Hey guys, I was wondering if anyone has ever use this regulator before.

http://www.thatpetplace.com/pet/group/4530/product.web


----------



## houseofcards (Feb 16, 2005)

Let's just say "I don't think that's really a regulator" and it will not control the amount of co2 into your tank.


----------



## bigstick120 (Mar 8, 2005)

I have this one and its working great so far
http://www.thatpetplace.com/pet/group/4531/product.web


----------



## AaronT (Apr 26, 2004)

You get what you pay for....

I'd go with the one bigstick120 got.


----------



## JensR (Sep 21, 2006)

A couple people including me had a nice encounter with this "flow control valve" at the beginning of last year. It turned out that this thing isn't lowering the pressure of the gas as a real regulator does. You get full 800+psi on output. A flow rate is impossible to keep stable. 

I'm still surprised to see the device for sale. I guess the safety guidelines of the CGA (Compressed Gas Association) do not apply to consumer goods. 

Keep your hands away !


----------



## jtburf (Jul 23, 2008)

I just purchased this for a full sized bottle.

It is a little cheaper than Bigsticks post and has some extra goodies.

http://cgi.ebay.com/ws/eBayISAPI.dl...sPageName=ADME:X:AAQ:US:1123#ebayphotohosting

John


----------



## aquaphish (Jan 22, 2005)

JensR said:


> A couple people including me had a nice encounter with this "flow control valve" at the beginning of last year. It turned out that this thing isn't lowering the pressure of the gas as a real regulator does. You get full 800+psi on output. A flow rate is impossible to keep stable.
> 
> I'm still surprised to see the device for sale. I guess the safety guidelines of the CGA (Compressed Gas Association) do not apply to consumer goods.
> 
> Keep your hands away !


Did you open the valve all the way open and got the full pressure? Or did you just crack it open and try to get the guage to read about 10psi and could not get it down to the 10psi range?

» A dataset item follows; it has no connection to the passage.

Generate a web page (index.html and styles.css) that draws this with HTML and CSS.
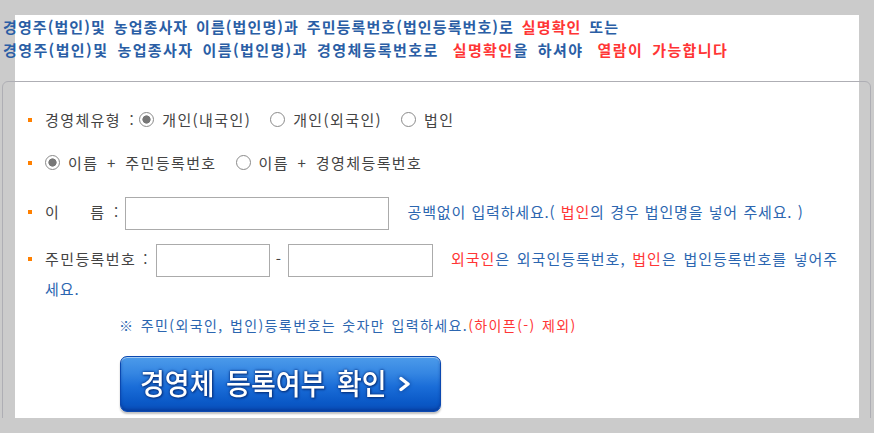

I use a single valve regulator by Leland which is used for beer taps on kegs. I got it from an online beer making supplier but I have not seen it sold on the site any more. But this is working great for me for the las 2+ years.


----------



## Bunbuku (Feb 10, 2008)

bigstick120 said:


> I have this one and its working great so far
> http://www.thatpetplace.com/pet/group/4531/product.web


Stick:

With what is the total height of the paintball canister with the regulator in place? Thanks!


----------